Deciding between renting and buying a home involves a complex interplay of financial implications, market conditions, and personal preferences. Renting provides flexibility and lower upfront costs, while buying offers long-term equity growth and the potential for property appreciation.
As demonstrated, the financial implications of each choice can vary significantly based on factors such as deposit size, LVR, appreciation rates, and market conditions. Ultimately, the best decision depends on individual circumstances, long-term financial goals, and lifestyle preferences.

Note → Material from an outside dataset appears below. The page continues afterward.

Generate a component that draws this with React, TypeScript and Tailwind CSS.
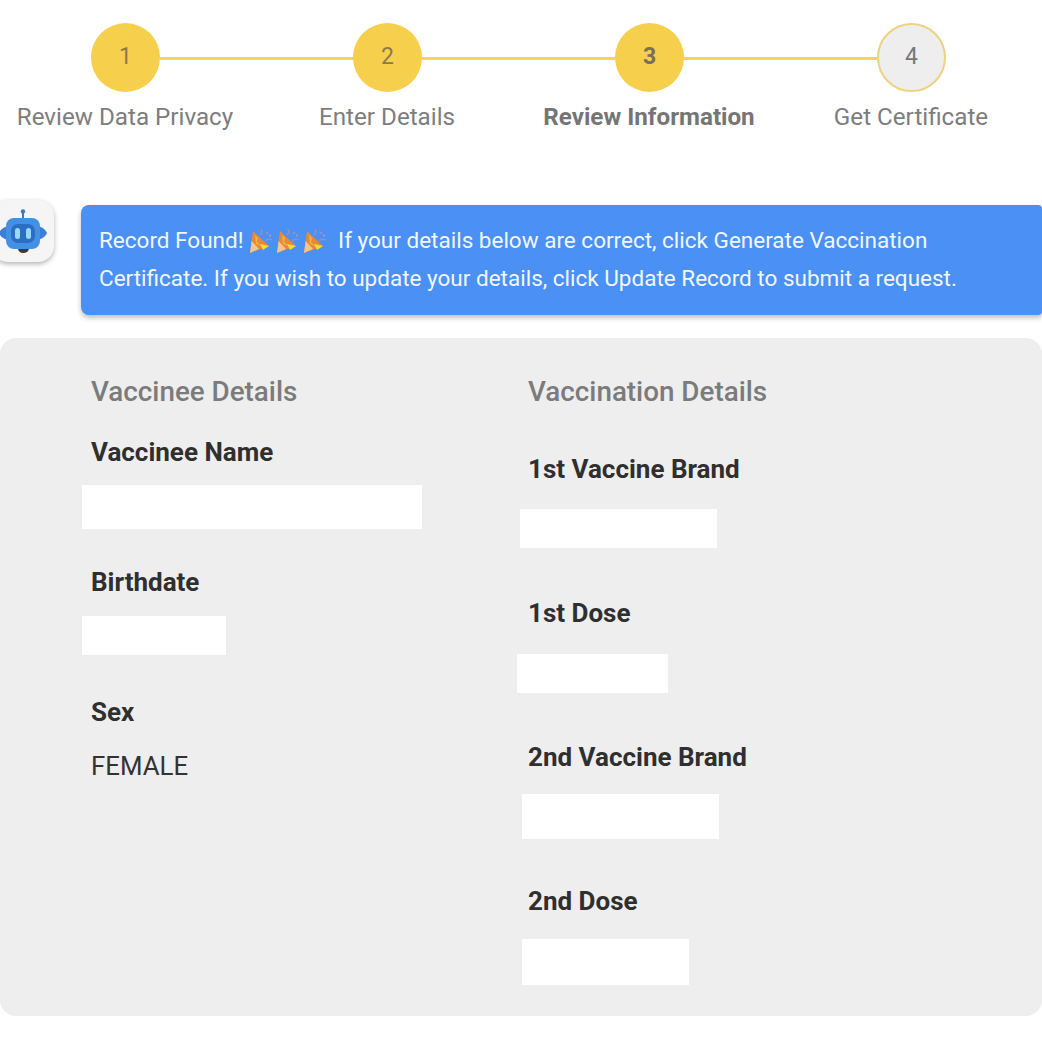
const steps = [
  { n: "1", label: "Review Data Privacy" },
  { n: "2", label: "Enter Details" },
  { n: "3", label: "Review Information", active: true },
  { n: "4", label: "Get Certificate", pending: true },
];

const Popper = () => (
  <svg width="24" height="26" viewBox="0 0 24 26" className="inline-block align-[-6px] mr-[3px]">
    <path d="M1 25 L4 3 L20 18 Z" fill="#e68a35" />
    <path d="M1 25 L2.6 13 L10 21 Z" fill="#f2c592" />
    <path d="M6 7 L9 10 L8 14 L12 18 L7 16 Z" fill="#f3b04a" />
    <path d="M11 16 L20 18 L14 22 Z" fill="#f6d93a" />
    <path d="M11 7 Q14 4 12 1 M16 13 Q19 10 23 12" stroke="#b98fa8" strokeWidth="1.3" fill="none" opacity="0.75" />
    <circle cx="18" cy="5" r="1.3" fill="#a98cc8" opacity="0.8" />
    <circle cx="21" cy="7.5" r="1" fill="#c6a0b8" opacity="0.8" />
  </svg>
);

const Bot = () => (
  <svg width="48" height="46" viewBox="0 0 48 46">
    <line x1="24" y1="4" x2="24" y2="11" stroke="#3c78c8" strokeWidth="2" />
    <circle cx="24" cy="3.5" r="2.2" fill="#3c78c8" />
    <path d="M9 18 Q2 20 0 25 Q2 30 9 32 Z" fill="#3b7fd6" />
    <path d="M39 18 Q46 20 48 25 Q46 30 39 32 Z" fill="#3b7fd6" />
    <rect x="7" y="10" width="34" height="31" rx="8" fill="#4490e4" />
    <rect x="12" y="16" width="24" height="19" rx="7" fill="#2a6fc4" />
    <rect x="16" y="20" width="5" height="11" rx="2.5" fill="#9ad8f7" />
    <rect x="27" y="20" width="5" height="11" rx="2.5" fill="#9ad8f7" />
    <path d="M19 41 H30 Q29 45 24 45 Q20 45 19 41 Z" fill="#3a3a3a" />
  </svg>
);

const Field = ({ label, className, children }: { label: string; className?: string; children?: React.ReactNode }) => (
  <div className={className}>
    <div className="text-[26px] leading-[30px] font-bold text-[#2f2f2f]">{label}</div>
    {children}
  </div>
);

export default function App() {
  return (
    <div className="w-[1042px] h-[1042px] overflow-hidden bg-white font-['Roboto',sans-serif]">
      {/* stepper */}
      <div className="flex items-center pl-[91px] pt-[23px]">
        {steps.map((s, i) => (
          <div key={s.n} className="flex items-center">
            <div
              className={
                s.pending
                  ? "w-[69px] h-[69px] rounded-full flex items-center justify-center bg-[#eeeeee] border-2 border-[#ecd281] text-[23px] text-[#777777]"
                  : s.active
                    ? "w-[69px] h-[69px] rounded-full flex items-center justify-center bg-[#f6cf4c] text-[23px] font-bold text-[#77705a]"
                    : "w-[69px] h-[69px] rounded-full flex items-center justify-center bg-[#f6cf4c] text-[23px] text-[#8b7b4b]"
              }
            >
              {s.n}
            </div>
            {i < 3 && <div className="w-[193px] h-[3px] bg-[#f6d355] mt-[2px]" />}
          </div>
        ))}
      </div>
      <div className="flex -ml-[6px] mt-[9px] w-[1048px]">
        {steps.map((s) => (
          <div
            key={s.n}
            className={
              s.active
                ? "w-[262px] text-center text-[24.2px] leading-[32px] font-bold text-[#757575] whitespace-nowrap"
                : "w-[262px] text-center text-[24.2px] leading-[32px] text-[#7d7d7d] whitespace-nowrap"
            }
          >
            {s.label}
          </div>
        ))}
      </div>

      {/* bot message */}
      <div className="flex items-start mt-[72px]">
        <div className="w-[81px] shrink-0 -mt-[5px]">
          <div className="w-[62px] h-[62px] -ml-[8px] rounded-[16px] bg-[#f5f5f5] shadow-[0_2px_5px_rgba(0,0,0,0.3)] flex items-center justify-center">
            <Bot />
          </div>
        </div>
        <div className="flex-1 h-[110px] rounded-l-[8px] rounded-r-[4px] bg-[#4a90f5] shadow-[0_3px_5px_rgba(0,0,0,0.25)] pl-[18px] pt-[16px] text-[22.5px] leading-[38px] text-[#f2f7ff] whitespace-nowrap">
          <div>
            Record Found! <Popper /><Popper /><Popper /><span className="ml-[8px]">If your details below are correct, click Generate Vaccination</span>
          </div>
          <div>Certificate. If you wish to update your details, click Update Record to submit a request.</div>
        </div>
      </div>

      {/* details panel */}
      <div className="mt-[23px] h-[678px] rounded-[16px] bg-[#eeeeee] flex pl-[91px] pt-[38px]">
        <div className="w-[437px] shrink-0">
          <h2 className="text-[27.8px] leading-[32px] font-medium text-[#7b7b7b]">Vaccinee Details</h2>
          <Field label="Vaccinee Name" className="mt-[29px]">
            <div className="-ml-[9px] mt-[18px] w-[340px] h-[44px] bg-white" />
          </Field>
          <Field label="Birthdate" className="mt-[38px]">
            <div className="-ml-[9px] mt-[19px] w-[144px] h-[39px] bg-white" />
          </Field>
          <Field label="Sex" className="mt-[42px]">
            <div className="mt-[24px] text-[25.8px] leading-[30px] text-[#333333]">FEMALE</div>
          </Field>
        </div>
        <div>
          <h2 className="text-[27.8px] leading-[32px] font-medium text-[#7b7b7b]">Vaccination Details</h2>
          <Field label="1st Vaccine Brand" className="mt-[46px]">
            <div className="-ml-[8px] mt-[25px] w-[197px] h-[39px] bg-white" />
          </Field>
          <Field label="1st Dose" className="mt-[50px]">
            <div className="-ml-[11px] mt-[26px] w-[151px] h-[39px] bg-white" />
          </Field>
          <Field label="2nd Vaccine Brand" className="mt-[49px]">
            <div className="-ml-[6px] mt-[22px] w-[197px] h-[45px] bg-white" />
          </Field>
          <Field label="2nd Dose" className="mt-[47px]">
            <div className="-ml-[6px] mt-[23px] w-[167px] h-[46px] bg-white" />
          </Field>
        </div>
      </div>
    </div>
  );
}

Before making a decision, it is crucial to evaluate your financial situation thoroughly, consider market conditions, and reflect on your personal priorities. By weighing the pros and cons of renting versus buying, you can make an informed choice that aligns with your goals, ensuring that your property decision supports your overall financial well-being.
With careful consideration and planning, you can navigate the complexities of the housing market with confidence, setting yourself on a path to financial stability and success, whether you choose to rent or buy.